───── Supplied material

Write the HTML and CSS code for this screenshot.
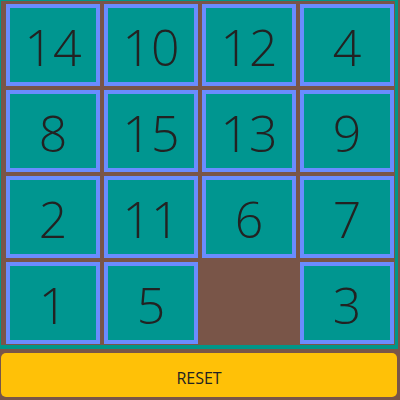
FILE: index.html
```html
<!DOCTYPE html>
<html lang="en">
<head>
<meta charset="utf-8">
<title>15 Puzzle</title>
<link rel="stylesheet" href="styles.css">
</head>
<body>
<div class="game">
  <div class="board">
    <div class="tile">14</div>
    <div class="tile">10</div>
    <div class="tile">12</div>
    <div class="tile">4</div>
    <div class="tile">8</div>
    <div class="tile">15</div>
    <div class="tile">13</div>
    <div class="tile">9</div>
    <div class="tile">2</div>
    <div class="tile">11</div>
    <div class="tile">6</div>
    <div class="tile">7</div>
    <div class="tile">1</div>
    <div class="tile">5</div>
    <div class="cell-empty"></div>
    <div class="tile">3</div>
  </div>
  <button class="reset" type="button">RESET</button>
</div>
</body>
</html>
```
FILE: styles.css
```css
html, body {
  margin: 0;
  padding: 0;
}
body {
  background: #795548;
  width: 400px;
  height: 400px;
  overflow: hidden;
  font-family: "Open Sans", "Noto Sans", sans-serif;
}
.game {
  display: flex;
  flex-direction: column;
  align-items: flex-start;
}
.board {
  display: grid;
  grid-template-columns: repeat(4, 94px);
  grid-auto-rows: 82px;
  gap: 4px;
  padding: 3px 1px 1px 5px;
  border-style: solid;
  border-color: #009688;
  border-width: 1px 3px 4px 1px;
  background: #795548;
}
.tile {
  box-sizing: border-box;
  border: 4px solid #6a8cff;
  background: #009690;
  color: #222;
  font-size: 50px;
  font-weight: 350;
  display: flex;
  align-items: center;
  justify-content: center;
  padding-top: 4px;
}
.reset {
  margin: 4px 0 0 1px;
  width: 396px;
  height: 44px;
  border: 0;
  border-radius: 5px;
  background: #ffc107;
  color: #222;
  font-family: "Open Sans", "Noto Sans", sans-serif;
  font-size: 16px;
  padding: 5px 0 0;
}
```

──────────

• [Work to be completed]
Leave out the pictures and restate everything else word for word.

• [Solution]
Write the HTML and CSS code for this screenshot.
FILE: index.html
```html
<!DOCTYPE html>
<html lang="en">
<head>
<meta charset="utf-8">
<title>15 Puzzle</title>
<link rel="stylesheet" href="styles.css">
</head>
<body>
<div class="game">
  <div class="board">
    <div class="tile">14</div>
    <div class="tile">10</div>
    <div class="tile">12</div>
    <div class="tile">4</div>
    <div class="tile">8</div>
    <div class="tile">15</div>
    <div class="tile">13</div>
    <div class="tile">9</div>
    <div class="tile">2</div>
    <div class="tile">11</div>
    <div class="tile">6</div>
    <div class="tile">7</div>
    <div class="tile">1</div>
    <div class="tile">5</div>
    <div class="cell-empty"></div>
    <div class="tile">3</div>
  </div>
  <button class="reset" type="button">RESET</button>
</div>
</body>
</html>
```
FILE: styles.css
```css
html, body {
  margin: 0;
  padding: 0;
}
body {
  background: #795548;
  width: 400px;
  height: 400px;
  overflow: hidden;
  font-family: "Open Sans", "Noto Sans", sans-serif;
}
.game {
  display: flex;
  flex-direction: column;
  align-items: flex-start;
}
.board {
  display: grid;
  grid-template-columns: repeat(4, 94px);
  grid-auto-rows: 82px;
  gap: 4px;
  padding: 3px 1px 1px 5px;
  border-style: solid;
  border-color: #009688;
  border-width: 1px 3px 4px 1px;
  background: #795548;
}
.tile {
  box-sizing: border-box;
  border: 4px solid #6a8cff;
  background: #009690;
  color: #222;
  font-size: 50px;
  font-weight: 350;
  display: flex;
  align-items: center;
  justify-content: center;
  padding-top: 4px;
}
.reset {
  margin: 4px 0 0 1px;
  width: 396px;
  height: 44px;
  border: 0;
  border-radius: 5px;
  background: #ffc107;
  color: #222;
  font-family: "Open Sans", "Noto Sans", sans-serif;
  font-size: 16px;
  padding: 5px 0 0;
}
```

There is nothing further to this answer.